Der einzige, der den Mund über Gaucks „persönliche Verhältnisse“ nicht halten mag, ist der rechtskonservative CSU-Mann Geis. Doch der meint mit „Ordnung“ natürlich nicht Genderfragen, sondern will sein Land von einem ordentlichen Ehemann repräsentiert sehen. Deutschland war schon einmal weiter als in diesen Tagen des Gauck-Hypes. 

So lässt sich nur hoffen, dass der gelernte Pastor Gauck dem Land in den nächsten fünf Jahren möglichst wenig Orientierung geben wird. Das sollten besser die in die Hand nehmen, an die sich seine Appelle seit Jahren immer wieder richten: Die Bürger, we, the people. Es ist kein gutes Zeichen, wenn sie Sinngebung so willig an einen Philosophenkönig im Bellevue delegieren und sich „Werte“ für ihre Kinder von konfessionellen Schulen und den Kirchen erhoffen – auch Altbischof Huber saß ja kurzzeitig auf dem Kandidatenkarussell.

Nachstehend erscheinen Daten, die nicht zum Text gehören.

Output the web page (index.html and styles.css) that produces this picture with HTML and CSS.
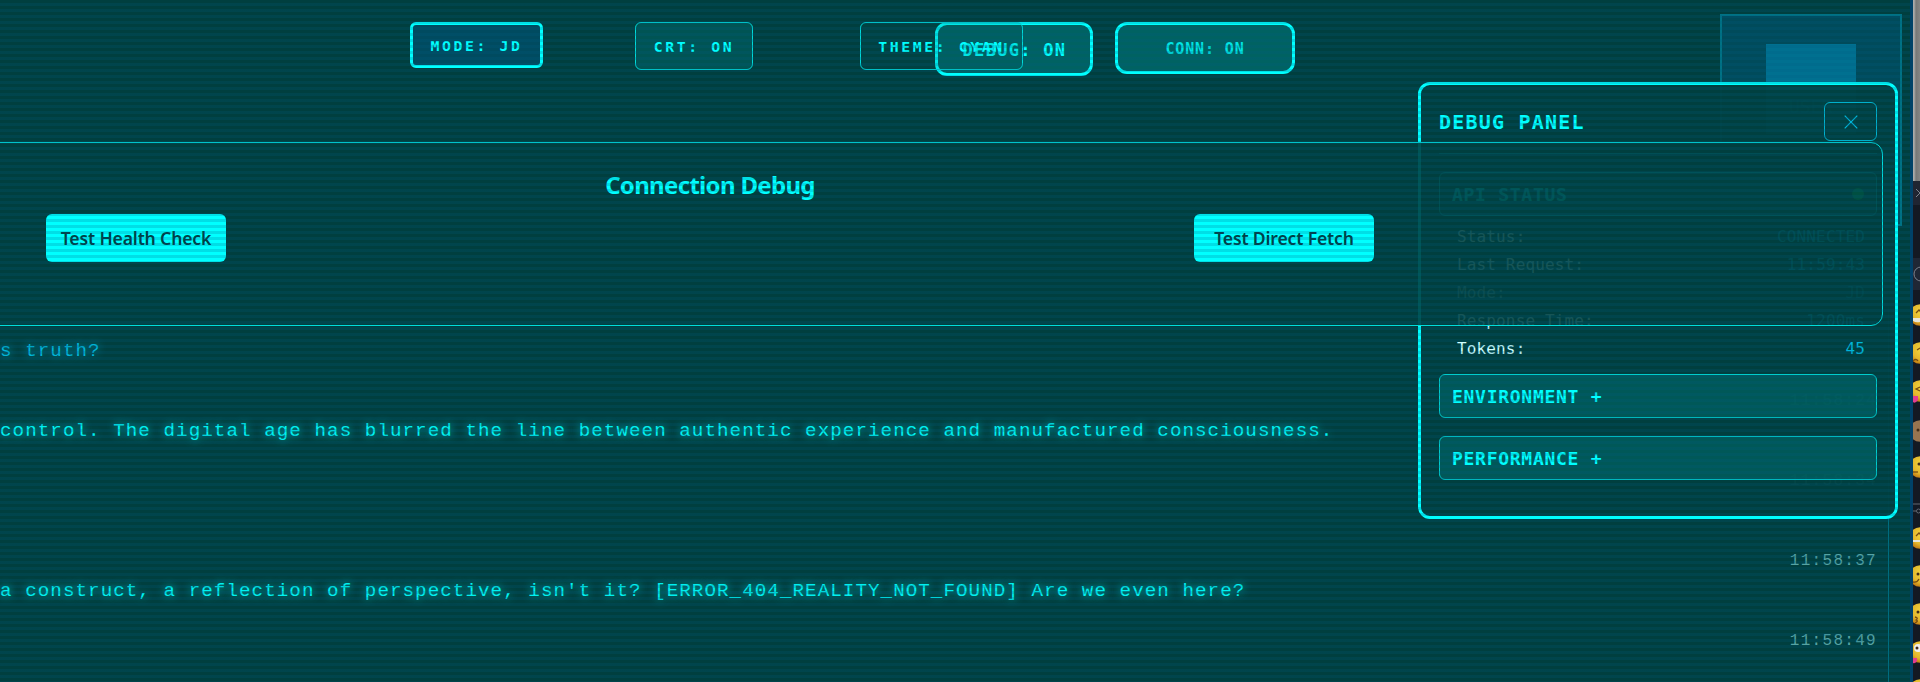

Aus dem Fundus der demokratischen und Bürgertugenden kann sich schließlich jede und jeder auch ohne Hilfe von Sinnstiftungsprofis bedienen. Eine Republik jedenfalls, die einen Einheitskandidaten fürs Präsidentenamt als demokratisch vorbildlich feiert, in der große Koalitionen von der Notlösung zur normalen Option werden – so kürzlich in Berlin, demnächst wohl im Saarland und dann im Bund, für den die SPD der Kanzlerin einen Katzenpfotenwahlkampf versprochen hat – die braucht keinen Bürgerkönig. Der fehlt es einfach an Republikanern.